** start Recorded information **
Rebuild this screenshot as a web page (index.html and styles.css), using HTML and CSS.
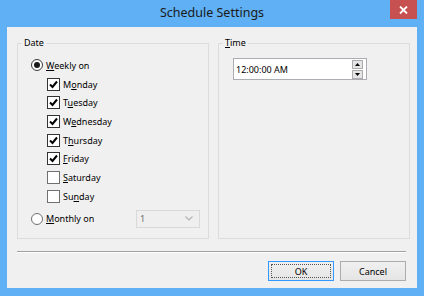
FILE: index.html
```html
<!DOCTYPE html>
<html lang="en">
<head>
    <meta charset="UTF-8">
    <title>Schedule Settings</title>
    <link rel="stylesheet" href="styles.css">
</head>
<body>
    <div class="window">
        <!-- Title bar -->
        <div class="titlebar">
            <span></span>
            <span class="title">Schedule Settings</span>
            <span class="close">
                <svg width="9" height="8" viewBox="0 0 9 8"><path d="M1 0.5 L8 7.5 M8 0.5 L1 7.5" stroke="#fff" stroke-width="1.8"/></svg>
            </span>
        </div>

        <div class="client">
            <div class="groups">
                <!-- Date group -->
                <fieldset class="group">
                    <legend>Date</legend>
                    <div class="date-body">
                        <div class="row">
                            <span class="radio on"></span>
                            <span><u>W</u>eekly on</span>
                        </div>
                        <div class="days">
                            <div class="row"><span class="check on"></span><span>M<u>o</u>nday</span></div>
                            <div class="row"><span class="check on"></span><span>T<u>u</u>esday</span></div>
                            <div class="row"><span class="check on"></span><span>W<u>e</u>dnesday</span></div>
                            <div class="row"><span class="check on"></span><span>T<u>h</u>ursday</span></div>
                            <div class="row"><span class="check on"></span><span><u>F</u>riday</span></div>
                            <div class="row"><span class="check"></span><span><u>S</u>aturday</span></div>
                            <div class="row"><span class="check"></span><span>Su<u>n</u>day</span></div>
                        </div>
                        <div class="row monthly">
                            <span class="radio"></span>
                            <span class="monthly-label"><u>M</u>onthly on</span>
                            <span class="select">
                                <span>1</span>
                                <svg width="8" height="5" viewBox="0 0 8 5"><path d="M0.5 0.5 L4 4 L7.5 0.5" fill="none" stroke="#b4b4b4" stroke-width="1.2"/></svg>
                            </span>
                        </div>
                    </div>
                </fieldset>

                <!-- Time group -->
                <fieldset class="group">
                    <legend><u>T</u>ime</legend>
                    <div class="time-body">
                        <div class="timebox">
                            <span class="time-text">12:00:00 AM</span>
                            <span class="spin">
                                <span class="spin-btn"><svg width="5" height="3" viewBox="0 0 5 3"><path d="M2.5 0 L5 3 L0 3 Z" fill="#000"/></svg></span>
                                <span class="spin-btn"><svg width="5" height="3" viewBox="0 0 5 3"><path d="M0 0 L5 0 L2.5 3 Z" fill="#000"/></svg></span>
                            </span>
                        </div>
                    </div>
                </fieldset>
            </div>

            <div class="separator"></div>

            <div class="buttons">
                <button class="btn default"><span class="focus">OK</span></button>
                <button class="btn">Cancel</button>
            </div>
        </div>
    </div>
</body>
</html>
```

FILE: styles.css
```css
/* Dialog window */
body {
    margin: 0;
    font-family: "Noto Sans", "Open Sans", sans-serif;
    font-size: 9px;
    color: #000;
}
.window {
    width: 424px;
    height: 296px;
    box-sizing: border-box;
    background-color: #5fb0f4;
    padding: 0 7px 8px 7px;
    display: flex;
    flex-direction: column;
}
u {
    text-decoration-thickness: 1px;
    text-underline-offset: 1px;
}

/* Title bar */
.titlebar {
    height: 27px;
    display: grid;
    grid-template-columns: 1fr auto 1fr;
    align-items: start;
}
.title {
    font-size: 12.5px;
    color: #1a1a1a;
    line-height: 27px;
    margin-top: -1px;
}
.close {
    justify-self: end;
    width: 27px;
    height: 19px;
    background-color: #c75050;
    display: flex;
    align-items: center;
    justify-content: center;
}

/* Client area */
.client {
    flex: 1;
    background-color: #f0f0f0;
    padding: 10px 11px 0 10px;
    display: flex;
    flex-direction: column;
}
.groups {
    display: grid;
    grid-template-columns: 192px 192px;
    column-gap: 9px;
    height: 202px;
}
.group {
    margin: 0;
    padding: 0;
    border: 1px solid #dcdcdc;
    min-width: 0;
}
.group legend {
    margin-left: 4px;
    padding: 0 2px;
    line-height: 12px;
}

/* Date group */
.date-body {
    padding: 7px 0 0 13px;
}
.row {
    height: 18.7px;
    display: flex;
    align-items: center;
    gap: 3px;
}
.days {
    padding-left: 16px;
}
.radio {
    width: 10px;
    height: 10px;
    border: 1px solid #3c3c3c;
    border-radius: 50%;
    background-color: #fff;
    display: flex;
    align-items: center;
    justify-content: center;
}
.radio.on::after {
    content: "";
    width: 6px;
    height: 6px;
    border-radius: 50%;
    background-color: #1a1a1a;
}
.radio:not(.on) {
    border-color: #707070;
}
.check {
    width: 11px;
    height: 11px;
    border: 1px solid #333;
    background-color: #fff;
}
.check:not(.on) {
    border-color: #707070;
}
.check.on {
    background: #fff url("data:image/svg+xml,%3Csvg xmlns='http://www.w3.org/2000/svg' width='11' height='11'%3E%3Cpath d='M2 5.5 L4.5 8 L9 2.5' fill='none' stroke='%23000' stroke-width='2'/%3E%3C/svg%3E") no-repeat center;
}
.monthly {
    height: 18px;
    margin-top: 4px;
}
.monthly-label {
    width: 87px;
}
.select {
    height: 16px;
    width: 53px;
    border: 1px solid #d9d9d9;
    background-color: #efefef;
    color: #6d6d6d;
    display: flex;
    align-items: center;
    justify-content: space-between;
    padding: 0 6px 0 3px;
}

/* Time group */
.time-body {
    padding: 9px 0 0 14px;
}
.timebox {
    width: 127px;
    height: 20px;
    border: 1px solid #abadb3;
    background-color: #fff;
    display: flex;
    align-items: center;
    justify-content: space-between;
    padding: 0 3px 0 2px;
}
.spin {
    display: flex;
    flex-direction: column;
    gap: 1px;
}
.spin-btn {
    width: 9px;
    height: 7px;
    border: 1px solid #acacac;
    background-color: #e5e5e5;
    display: flex;
    align-items: center;
    justify-content: center;
}

/* Separator and buttons */
.separator {
    margin-top: 12px;
    height: 0;
    border-top: 1px solid #a0a0a0;
    border-bottom: 1px solid #fff;
}
.buttons {
    margin-top: 8px;
    display: flex;
    justify-content: flex-end;
    gap: 6px;
}
.btn {
    width: 66px;
    height: 20px;
    padding: 0;
    font-family: inherit;
    font-size: 9px;
    color: #000;
    background: linear-gradient(#f0f0f0, #e5e5e5);
    border: 1px solid #acacac;
    border-radius: 0;
}
.btn.default {
    border-color: #3399ff;
    padding: 2px;
}
.focus {
    display: block;
    height: 100%;
    box-sizing: border-box;
    border: 1px dotted #555;
    line-height: 14px;
}
```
** end Recorded information **
What is being asked: Make an exact copy of the data, leaving its pictures out.

Result of the task:
Rebuild this screenshot as a web page (index.html and styles.css), using HTML and CSS.
FILE: index.html
```html
<!DOCTYPE html>
<html lang="en">
<head>
    <meta charset="UTF-8">
    <title>Schedule Settings</title>
    <link rel="stylesheet" href="styles.css">
</head>
<body>
    <div class="window">
        <!-- Title bar -->
        <div class="titlebar">
            <span></span>
            <span class="title">Schedule Settings</span>
            <span class="close">
                <svg width="9" height="8" viewBox="0 0 9 8"><path d="M1 0.5 L8 7.5 M8 0.5 L1 7.5" stroke="#fff" stroke-width="1.8"/></svg>
            </span>
        </div>

        <div class="client">
            <div class="groups">
                <!-- Date group -->
                <fieldset class="group">
                    <legend>Date</legend>
                    <div class="date-body">
                        <div class="row">
                            <span class="radio on"></span>
                            <span><u>W</u>eekly on</span>
                        </div>
                        <div class="days">
                            <div class="row"><span class="check on"></span><span>M<u>o</u>nday</span></div>
                            <div class="row"><span class="check on"></span><span>T<u>u</u>esday</span></div>
                            <div class="row"><span class="check on"></span><span>W<u>e</u>dnesday</span></div>
                            <div class="row"><span class="check on"></span><span>T<u>h</u>ursday</span></div>
                            <div class="row"><span class="check on"></span><span><u>F</u>riday</span></div>
                            <div class="row"><span class="check"></span><span><u>S</u>aturday</span></div>
                            <div class="row"><span class="check"></span><span>Su<u>n</u>day</span></div>
                        </div>
                        <div class="row monthly">
                            <span class="radio"></span>
                            <span class="monthly-label"><u>M</u>onthly on</span>
                            <span class="select">
                                <span>1</span>
                                <svg width="8" height="5" viewBox="0 0 8 5"><path d="M0.5 0.5 L4 4 L7.5 0.5" fill="none" stroke="#b4b4b4" stroke-width="1.2"/></svg>
                            </span>
                        </div>
                    </div>
                </fieldset>

                <!-- Time group -->
                <fieldset class="group">
                    <legend><u>T</u>ime</legend>
                    <div class="time-body">
                        <div class="timebox">
                            <span class="time-text">12:00:00 AM</span>
                            <span class="spin">
                                <span class="spin-btn"><svg width="5" height="3" viewBox="0 0 5 3"><path d="M2.5 0 L5 3 L0 3 Z" fill="#000"/></svg></span>
                                <span class="spin-btn"><svg width="5" height="3" viewBox="0 0 5 3"><path d="M0 0 L5 0 L2.5 3 Z" fill="#000"/></svg></span>
                            </span>
                        </div>
                    </div>
                </fieldset>
            </div>

            <div class="separator"></div>

            <div class="buttons">
                <button class="btn default"><span class="focus">OK</span></button>
                <button class="btn">Cancel</button>
            </div>
        </div>
    </div>
</body>
</html>
```

FILE: styles.css
```css
/* Dialog window */
body {
    margin: 0;
    font-family: "Noto Sans", "Open Sans", sans-serif;
    font-size: 9px;
    color: #000;
}
.window {
    width: 424px;
    height: 296px;
    box-sizing: border-box;
    background-color: #5fb0f4;
    padding: 0 7px 8px 7px;
    display: flex;
    flex-direction: column;
}
u {
    text-decoration-thickness: 1px;
    text-underline-offset: 1px;
}

/* Title bar */
.titlebar {
    height: 27px;
    display: grid;
    grid-template-columns: 1fr auto 1fr;
    align-items: start;
}
.title {
    font-size: 12.5px;
    color: #1a1a1a;
    line-height: 27px;
    margin-top: -1px;
}
.close {
    justify-self: end;
    width: 27px;
    height: 19px;
    background-color: #c75050;
    display: flex;
    align-items: center;
    justify-content: center;
}

/* Client area */
.client {
    flex: 1;
    background-color: #f0f0f0;
    padding: 10px 11px 0 10px;
    display: flex;
    flex-direction: column;
}
.groups {
    display: grid;
    grid-template-columns: 192px 192px;
    column-gap: 9px;
    height: 202px;
}
.group {
    margin: 0;
    padding: 0;
    border: 1px solid #dcdcdc;
    min-width: 0;
}
.group legend {
    margin-left: 4px;
    padding: 0 2px;
    line-height: 12px;
}

/* Date group */
.date-body {
    padding: 7px 0 0 13px;
}
.row {
    height: 18.7px;
    display: flex;
    align-items: center;
    gap: 3px;
}
.days {
    padding-left: 16px;
}
.radio {
    width: 10px;
    height: 10px;
    border: 1px solid #3c3c3c;
    border-radius: 50%;
    background-color: #fff;
    display: flex;
    align-items: center;
    justify-content: center;
}
.radio.on::after {
    content: "";
    width: 6px;
    height: 6px;
    border-radius: 50%;
    background-color: #1a1a1a;
}
.radio:not(.on) {
    border-color: #707070;
}
.check {
    width: 11px;
    height: 11px;
    border: 1px solid #333;
    background-color: #fff;
}
.check:not(.on) {
    border-color: #707070;
}
.check.on {
    background: #fff url("data:image/svg+xml,%3Csvg xmlns='http://www.w3.org/2000/svg' width='11' height='11'%3E%3Cpath d='M2 5.5 L4.5 8 L9 2.5' fill='none' stroke='%23000' stroke-width='2'/%3E%3C/svg%3E") no-repeat center;
}
.monthly {
    height: 18px;
    margin-top: 4px;
}
.monthly-label {
    width: 87px;
}
.select {
    height: 16px;
    width: 53px;
    border: 1px solid #d9d9d9;
    background-color: #efefef;
    color: #6d6d6d;
    display: flex;
    align-items: center;
    justify-content: space-between;
    padding: 0 6px 0 3px;
}

/* Time group */
.time-body {
    padding: 9px 0 0 14px;
}
.timebox {
    width: 127px;
    height: 20px;
    border: 1px solid #abadb3;
    background-color: #fff;
    display: flex;
    align-items: center;
    justify-content: space-between;
    padding: 0 3px 0 2px;
}
.spin {
    display: flex;
    flex-direction: column;
    gap: 1px;
}
.spin-btn {
    width: 9px;
    height: 7px;
    border: 1px solid #acacac;
    background-color: #e5e5e5;
    display: flex;
    align-items: center;
    justify-content: center;
}

/* Separator and buttons */
.separator {
    margin-top: 12px;
    height: 0;
    border-top: 1px solid #a0a0a0;
    border-bottom: 1px solid #fff;
}
.buttons {
    margin-top: 8px;
    display: flex;
    justify-content: flex-end;
    gap: 6px;
}
.btn {
    width: 66px;
    height: 20px;
    padding: 0;
    font-family: inherit;
    font-size: 9px;
    color: #000;
    background: linear-gradient(#f0f0f0, #e5e5e5);
    border: 1px solid #acacac;
    border-radius: 0;
}
.btn.default {
    border-color: #3399ff;
    padding: 2px;
}
.focus {
    display: block;
    height: 100%;
    box-sizing: border-box;
    border: 1px dotted #555;
    line-height: 14px;
}
```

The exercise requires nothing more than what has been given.